改訂新版 世界大百科事典 「アタリー」の意味・わかりやすい解説
アタリー
Athalie
フランスの劇作家ラシーヌの最後の劇作,韻文五幕,合唱入り悲劇。1691年作。前作《エステル》(1689)同様,ルイ14世の寵妃マントノン夫人の依頼でサン・シール女子学寮のために書かれた宗教悲劇。91年には宮廷で質素な総稽古が行われただけであり,コメディ・フランセーズ初演は1716年。旧約聖書《列王紀》と《歴代志》を典拠に,ユダ王国に君臨しバアルを信仰する女王アタリー(アタリヤ)を,エホバ(ヤハウェ)の大神官ジョアード(エホヤダ)が倒し,王子ジョアス(ヨアシ)を戴冠させるクーデタを扱う。己が権力を不動のものとするために自分の子の一族を皆殺しにしたアタリーは,夢に少年により暗殺される光景を見て不安になり神殿を訪れるが,そこに夢の少年の姿を見て動揺する。一人彼女の凶刃を逃れたジョアスだった。
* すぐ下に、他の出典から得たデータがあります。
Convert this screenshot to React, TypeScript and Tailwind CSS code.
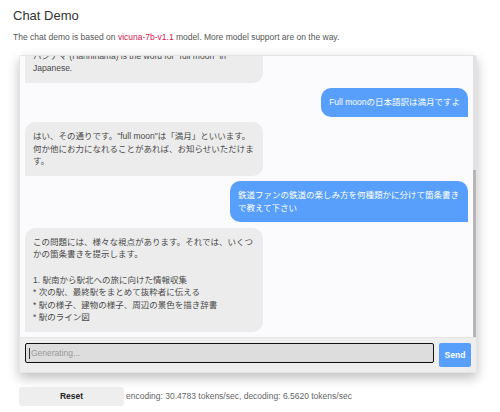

神霊によってジョアードがする預言は古代悲劇の降霊呪術歌に通じ,また,エホバのわなに落ちながら,この恐るべき神に最後の挑戦としてユダ王国への呪詛を投げつける女王アタリーには,破壊的な情熱を生きることによって〈聖なるもの〉と対決するラシーヌ悲劇の人物像の一典型がある。